Insights

AI: clever but not clever enough

Ashgrove Marketing’s Terry van Rhyn puts his mind to the topic of artificial intelligence and whether machines can ever be truly creative

I have been bombarded recently by articles, talks, programmes and many enthusiastic personal recommendations about the wonders of artificial intelligence and how it can improve productivity at my agency.

Many times I’ve been told to simply type in any topic you like and within seconds this AI bot will write you a report, opinion piece, content or post. So, are the days of sitting and staring at a blank Word doc screen trying to find the words to get a story across gone forever? Based on my current experience, I’d have to say absolutely not!

You may call me old school, not progressive, resistant to adapt to new ideas or perhaps simply old. All possibly true but hear me out.

As a test, I entered a question about why clients should use Ashgrove Marketing for branding purposes. I was in awe at the eyewatering speed at which this AI bot was able to spit back an 800-word article. But I wasn’t impressed for long as I read through the piece and realised how superficial and repetitive it was, and void of personality or a consistent tone of voice.

It used words and phrases that we have been known to say but not in any meaningful way. There was no passion, no quirky ideas, nothing that would make us stand out against any number of other agencies.

Initially, I was ready to embrace the idea of AI being a great research tool to help speed up the intelligence gathering we often require as background to developing our brand strategies. And it may still be useful for this purpose.

But as for actually developing new content, there is a long way to go. And there is another, potentially more tricky and expensive issue with AI-generated content.

As I dug deeper, I began to question how it was even legal. If the AI bot is crawling around the web searching and pulling data from other relevant articles or from content on websites – are we now crossing into plagiarism or copyright territory?

It’s mooted that as the content is generated by a machine, it’s immune to copyright infringement or fines for failure to give proper attribution. Yet the human-generated content it is working from may very well have legal protection.

Technology site The Verge recently featured the case of Hollie Mengert, a Disney illustrator who found that her art style had been used in an AI experiment by an engineering student in Canada. The student trained a machine learning model to reproduce her style and then released a version of it for anyone to use. He even attached Mengert’s name to the description of it – all without her permission or even her knowledge. Understandably she was not impressed.

As with any disruptive technology, we will have to go along on this journey to discover how AI actually fits together with current regulations and laws. Like most new things, it will have to go through a natural cycle of scrutiny before it can be accepted as the norm.

I remember well a similar disruption to the design and advertising world in the 1980s. In those days creative studios employed artists, most of whom studied art and design or commercial art as it was known back then. Creative concepts were presented to clients in the form of elaborate “scamps” or sketches to convey and visualise our ideas.

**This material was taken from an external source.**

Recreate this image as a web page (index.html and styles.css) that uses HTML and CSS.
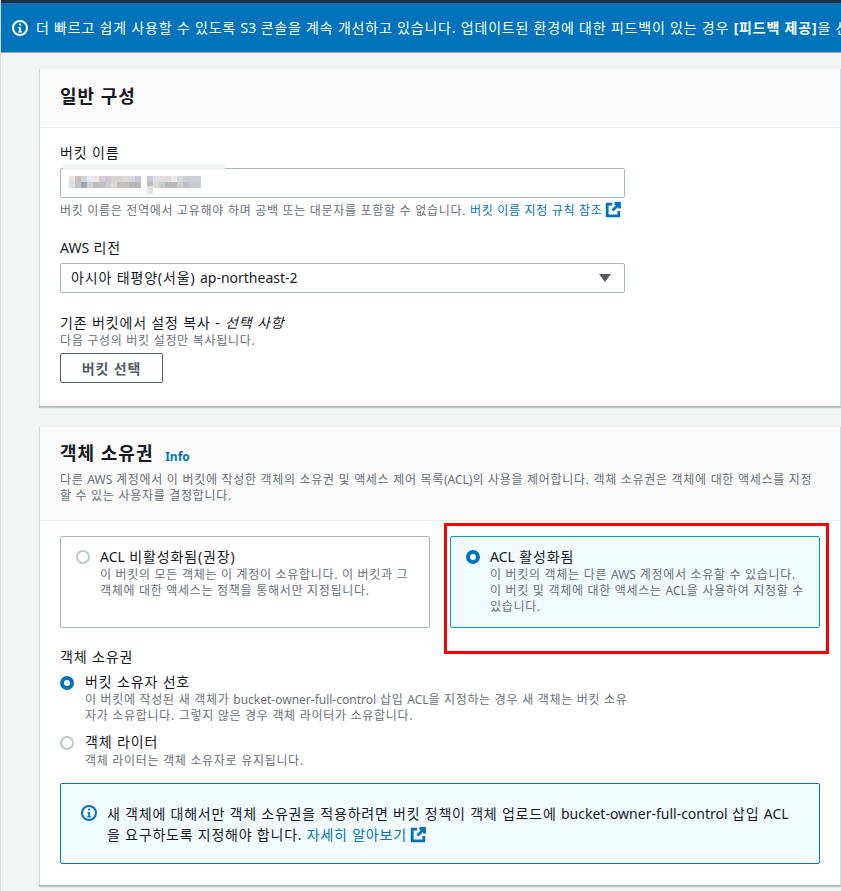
FILE: index.html
```html
<!DOCTYPE html>
<html lang="ko">
<head>
  <meta charset="utf-8">
  <title>버킷 만들기</title>
  <link rel="stylesheet" href="styles.css">
</head>

<body>
  <div class="top-bar"></div>

  <div class="banner">
    <svg class="icon-info" viewBox="0 0 16 16" width="16" height="16">
      <circle cx="8" cy="8" r="7" fill="none" stroke="#fff" stroke-width="2"/>
      <path d="M6.5 7h2.5v4.2h1v1.3H6.2v-1.3h1V8.2h-.7zM7.2 3.6h1.8v2H7.2z" fill="#fff"/>
    </svg>
    <span class="banner-text">더 빠르고 쉽게 사용할 수 있도록 <span class="en">S3</span> 콘솔을 계속 개선하고 있습니다. 업데이트된 환경에 대한 피드백이 있는 경우 <b>[피드백 제공]</b>을 선택하세요.</span>
  </div>

  <div class="content">
    <section class="card card-general">
      <div class="card-header header-general">
        <h2>일반 구성</h2>
      </div>
      <div class="card-body">
        <label class="field-label">버킷 이름</label>
        <div class="input-box">
          <span class="redacted"></span>
          <span class="redacted-tail"></span>
          <span class="redacted-strip"></span>
        </div>
        <p class="hint">버킷 이름은 전역에서 고유해야 하며 공백 또는 대문자를 포함할 수 없습니다. <a href="#">버킷 이름 지정 규칙 참조</a>
          <svg class="icon-ext" viewBox="0 0 16 16" width="16" height="16">
            <path d="M7 2.2H2.2v11.6h11.6V9" fill="none" stroke="#0073bb" stroke-width="2.8"/>
            <path d="M9.5 1.5h5V6.500M14 2L7.500 8.500" fill="none" stroke="#0073bb" stroke-width="2.8"/>
          </svg>
        </p>

        <label class="field-label label-region"><span class="en">AWS</span> 리전</label>
        <div class="input-box select-box">
          <span>아시아 태평양(서울) <span class="en">ap-northeast-2</span></span>
          <span class="caret"></span>
        </div>

        <label class="field-label label-copy">기존 버킷에서 설정 복사 - <i>선택 사항</i></label>
        <p class="hint hint-copy">다음 구성의 버킷 설정만 복사됩니다.</p>
        <button class="btn">버킷 선택</button>
      </div>
    </section>

    <section class="card card-owner">
      <div class="card-header header-owner">
        <h2>객체 소유권 <a class="info-link" href="#">Info</a></h2>
        <p class="hint">다른 <span class="en">AWS</span> 계정에서 이 버킷에 작성한 객체의 소유권 및 액세스 제어 목록<span class="en">(ACL)</span>의 사용을 제어합니다. 객체 소유권은 객체에 대한 액세스를 지정<br>할 수 있는 사용자를 결정합니다.</p>
      </div>
      <div class="card-body body-owner">
        <div class="tiles">
          <div class="tile">
            <span class="radio"></span>
            <div>
              <div class="tile-title"><span class="en">ACL</span> 비활성화됨(권장)</div>
              <p class="hint">이 버킷의 모든 객체는 이 계정이 소유합니다. 이 버킷과 그<br>객체에 대한 액세스는 정책을 통해서만 지정됩니다.</p>
            </div>
          </div>
          <div class="tile tile-on">
            <span class="radio radio-on"></span>
            <div>
              <div class="tile-title"><span class="en">ACL</span> 활성화됨</div>
              <p class="hint">이 버킷의 객체는 다른 <span class="en">AWS</span> 계정에서 소유할 수 있습니다.<br>이 버킷 및 객체에 대한 액세스는 <span class="en">ACL</span>을 사용하여 지정할 수<br>있습니다.</p>
            </div>
          </div>
          <div class="red-box"></div>
        </div>

        <label class="field-label label-owner">객체 소유권</label>
        <div class="option">
          <span class="radio radio-on"></span>
          <div>
            <div class="tile-title">버킷 소유자 선호</div>
            <p class="hint">이 버킷에 작성된 새 객체가 <span class="en">bucket-owner-full-control</span> 삽입 <span class="en">ACL</span>을 지정하는 경우 새 객체는 버킷 소유<br>자가 소유합니다. 그렇지 않은 경우 객체 라이터가 소유합니다.</p>
          </div>
        </div>
        <div class="option">
          <span class="radio"></span>
          <div>
            <div class="tile-title">객체 라이터</div>
            <p class="hint">객체 라이터는 객체 소유자로 유지됩니다.</p>
          </div>
        </div>

        <div class="alert">
          <svg class="icon-info" viewBox="0 0 16 16" width="16" height="16">
            <circle cx="8" cy="8" r="7" fill="none" stroke="#0073bb" stroke-width="2"/>
            <path d="M6.5 7h2.5v4.2h1v1.3H6.2v-1.3h1V8.2h-.7zM7.2 3.6h1.8v2H7.2z" fill="#0073bb"/>
          </svg>
          <p>새 객체에 대해서만 객체 소유권을 적용하려면 버킷 정책이 객체 업로드에 <span class="en">bucket-owner-full-control</span> 삽입 <span class="en">ACL</span><br>을 요구하도록 지정해야 합니다. <a href="#">자세히 알아보기</a>
            <svg class="icon-ext" viewBox="0 0 16 16" width="16" height="16">
              <path d="M7 2.2H2.2v11.6h11.6V9" fill="none" stroke="#0073bb" stroke-width="2.8"/>
              <path d="M9.5 1.5h5V6.500M14 2L7.500 8.500" fill="none" stroke="#0073bb" stroke-width="2.8"/>
            </svg>
          </p>
        </div>
      </div>
    </section>
  </div>
</body>
</html>
```

FILE: styles.css
```css
* {
  margin: 0;
  padding: 0;
  box-sizing: border-box;
}

html, body {
  height: 891px;
  overflow: hidden;
}

body {
  background: #f2f3f3;
  border-left: 1px solid #d5dbdb;
  color: #16191f;
  font-family: "Noto Sans", "Noto Sans CJK KR", sans-serif;
  font-size: 14px;
  line-height: 20px;
  letter-spacing: .85px;
}

a {
  color: #0073bb;
  text-decoration: none;
}

/* latin runs keep their normal width, only the hangul is opened up */
.en {
  letter-spacing: 0;
}

.top-bar {
  height: 3px;
  margin-left: -1px;
  background: #232f3e;
}

.banner {
  display: flex;
  align-items: center;
  gap: 8px;
  height: 50px;
  margin-left: -1px;
  padding-left: 12px;
  background: #0073bb;
  border-bottom: 1px solid #a0a6a8;
  color: #fff;
  font-size: 14px;
  letter-spacing: .8px;
  white-space: nowrap;
  overflow: hidden;
}

.banner svg {
  flex: none;
}

.content {
  padding: 16px 0 0 38px;
}

.card {
  background: #fff;
  border-left: 1px solid #d5dbdb;
  border-right: 1px solid #d5dbdb;
  border-bottom: 1px solid #aab7b8;
  box-shadow: 0 1px 1px rgba(0, 28, 36, .2);
}

.card-general {
  height: 338px;
  margin-bottom: 20px;
}

.card-owner {
  height: 459px;
}

.card-header {
  background: #fafafa;
  border-bottom: 1px solid #eaeded;
  padding: 0 20px;
}

.header-general {
  height: 59px;
  padding-top: 14px;
}

.header-owner {
  height: 94px;
  padding-top: 13px;
}

h2 {
  font-size: 18px;
  line-height: 26px;
  font-weight: 700;
  letter-spacing: 1px;
}

.info-link {
  margin-left: 6px;
  font-size: 12px;
  font-weight: 700;
  letter-spacing: 0;
  vertical-align: -1px;
}

.header-owner .hint {
  margin-top: 2px;
}

.card-body {
  padding: 15px 20px 0;
}

.field-label {
  display: block;
  line-height: 20px;
}

.input-box {
  position: relative;
  display: flex;
  align-items: center;
  width: 565px;
  height: 30px;
  margin-top: 5px;
  padding: 0 10px;
  background: #fff;
  border: 1px solid #aab7b8;
  border-radius: 2px;
}

/* blurred bucket name */
.redacted {
  display: block;
  width: 132px;
  height: 12px;
  margin: -2px 0 0 -2px;
  background:
    linear-gradient(90deg, #e3e3e6 0 6px, #cbbfb8 6px 12px, #d0d6de 12px 18px, #e6e8ee 18px 24px, #e9e9e9 24px 30px, #d6d0d4 30px 36px, #cdc9d6 36px 42px, #d8d4d2 42px 54px, #dcd8d6 54px 60px, #d8d8dc 60px 66px, #c9c9d0 66px 72px, #fff 72px 78px, #c8c8d6 78px 84px, #e0dce0 84px 90px, #e6dce0 90px 96px, #e4dcdc 96px 102px, #e8e8e8 102px 108px, #d8d8dc 108px 114px, #cdd0d8 114px 132px) top / 100% 6px no-repeat,
    linear-gradient(90deg, #dcdee0 0 6px, #c0c4c6 6px 12px, #9eaab2 12px 18px, #ced2d8 18px 24px, #c6bab2 24px 30px, #b8c0ca 30px 36px, #cccbd2 36px 42px, #d8d8d6 42px 48px, #c4c0c0 48px 60px, #b8b8b8 60px 72px, #fff 72px 78px, #bcbcc0 78px 84px, #d8dcd2 84px 90px, #c8ccc6 90px 96px, #b8b8bc 96px 108px, #d0cccc 108px 114px, #bcc0c8 114px 120px, #c8ccd0 120px 132px) bottom / 100% 6px no-repeat;
}

.redacted-tail {
  position: absolute;
  left: 86px;
  top: 17px;
  width: 6px;
  height: 8px;
  background: #e0e0e0;
}

.redacted-strip {
  position: absolute;
  left: 2px;
  top: -5px;
  width: 162px;
  height: 6px;
  background: #f2f3f3;
}

.hint {
  color: #687078;
  font-size: 12px;
  line-height: 16px;
  letter-spacing: .7px;
}

.input-box + .hint {
  margin-top: 4px;
}

.icon-ext {
  vertical-align: -3px;
  margin-left: -1px;
}

.label-region {
  margin-top: 19px;
}

.select-box {
  justify-content: space-between;
  margin-top: 5px;
}

.caret {
  width: 0;
  height: 0;
  margin-right: 3px;
  border-left: 6px solid transparent;
  border-right: 6px solid transparent;
  border-top: 8px solid #545b64;
}

.label-copy {
  margin-top: 20px;
}

.btn {
  display: block;
  width: 103px;
  height: 30px;
  margin-top: 4px;
  background: #fff;
  border: 1px solid #545b64;
  border-radius: 2px;
  color: #545b64;
  font-family: inherit;
  font-size: 14px;
  font-weight: 700;
  letter-spacing: .85px;
}

.tiles {
  position: relative;
  display: grid;
  grid-template-columns: 370px 370px;
  gap: 20px;
}

.tile {
  display: flex;
  gap: 10px;
  height: 92px;
  padding: 10px 15px;
  border: 1px solid #aab7b8;
  border-radius: 2px;
}

.tile-on {
  background: #f1faff;
  border-color: #00a1c9;
}

.tile-title {
  line-height: 20px;
}

.radio {
  flex: none;
  width: 14px;
  height: 14px;
  margin-top: 3px;
  background: #fff;
  border: 2px solid #bcc8c9;
  border-radius: 50%;
}

.radio-on {
  border: 4px solid #0073bb;
}

/* annotation drawn over the screenshot */
.red-box {
  position: absolute;
  left: 384px;
  top: -13px;
  width: 385px;
  height: 131px;
  border: 3px solid #f00;
}

.label-owner {
  margin-top: 19px;
}

.option {
  display: flex;
  gap: 11px;
  width: 600px;
  margin-top: 5px;
  white-space: nowrap;
}

.option .radio {
  margin-top: 4px;
}

.option + .option {
  margin-top: 8px;
}

.option + .option .hint {
  margin-top: 1px;
}

.alert {
  display: flex;
  gap: 10px;
  width: 760px;
  height: 81px;
  margin-top: 14px;
  padding: 19px 20px;
  background: #f1faff;
  border: 1px solid #0073bb;
  border-radius: 2px;
  letter-spacing: .78px;
  white-space: nowrap;
}

.alert svg.icon-info {
  flex: none;
  margin-top: 2px;
}

.alert p {
  line-height: 21px;
}
```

These could take days and weeks to create, and were designed to sell a concept through exceptional visual representations of the idea. We used Letraset, repro cameras, Pantone marker felt pens, Gouache paints and specialist typesetters to refine these pieces of art. The client would then approve ad campaigns worth hundreds, if not millions, based on these concept sketches!

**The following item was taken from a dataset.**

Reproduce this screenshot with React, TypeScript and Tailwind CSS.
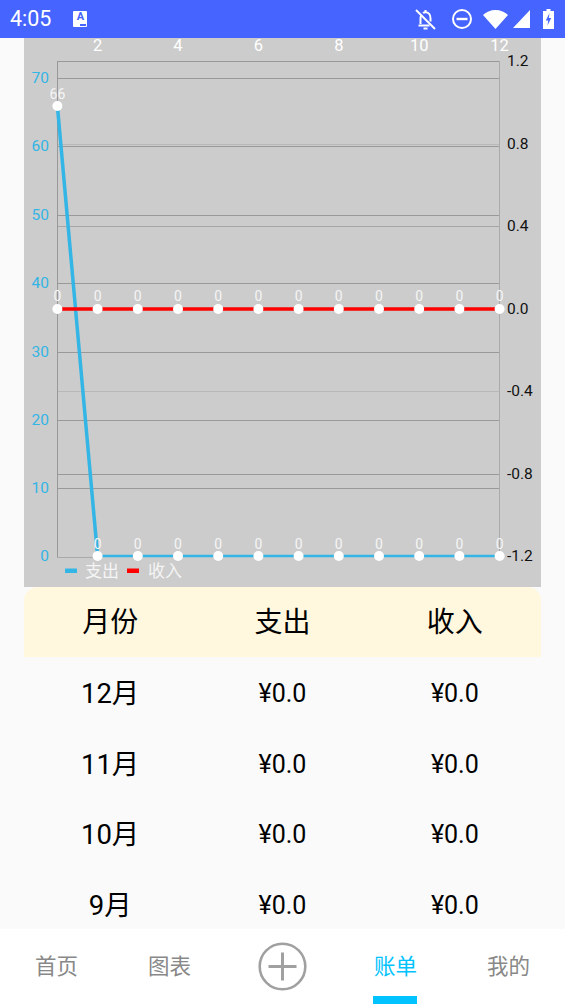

Enter Steve Jobs and the Apple Mac which disrupted an entire industry. Suddenly, we were able to present concept ideas in a slick format with actual images and a variety of copy fonts with different size options which often looked like the final product.

The clients were in heaven as they could easily visualise the idea and also ask to increase the size of the logo without it taking days for a frustrated artist to redo the scamp! The result was that we no longer were employing artists who understood colour, layout and composition, but rather technicians who had the technical skills to operate these Macs.

Those artists who could not adapt had a hard time, but it opened a door to a new breed of artist who did not have to go to college or university to get paint and charcoal on their fingers (and clothes), or walk around with an art portfolio the size of a small car.

Now traditional repro houses no longer exist, and you can buy sheets of Letraset on eBay for nostalgia. Most artists came around to operating Macs eventually, while others remained relevant by becoming specialist freelance suppliers of original art to the ad agencies. Even today, with the many photography and art libraries around we still require at times something original that is completely unique.

And that might be the Achilles heel of AI – finding something magical and unique for a brand message or a sparkling page of copy that sets it apart from the competition. Not just a regurgitation of what’s already there.

To my mind, the jury is still very much out on AI. Can a machine programmed to learn ever be really creative or “think outside the box”? It may have its uses – and some of these in turn may prompt creativity in its users – but often you just need the crazy human brain to make some random and unexpected connections to set your brand or campaign alight.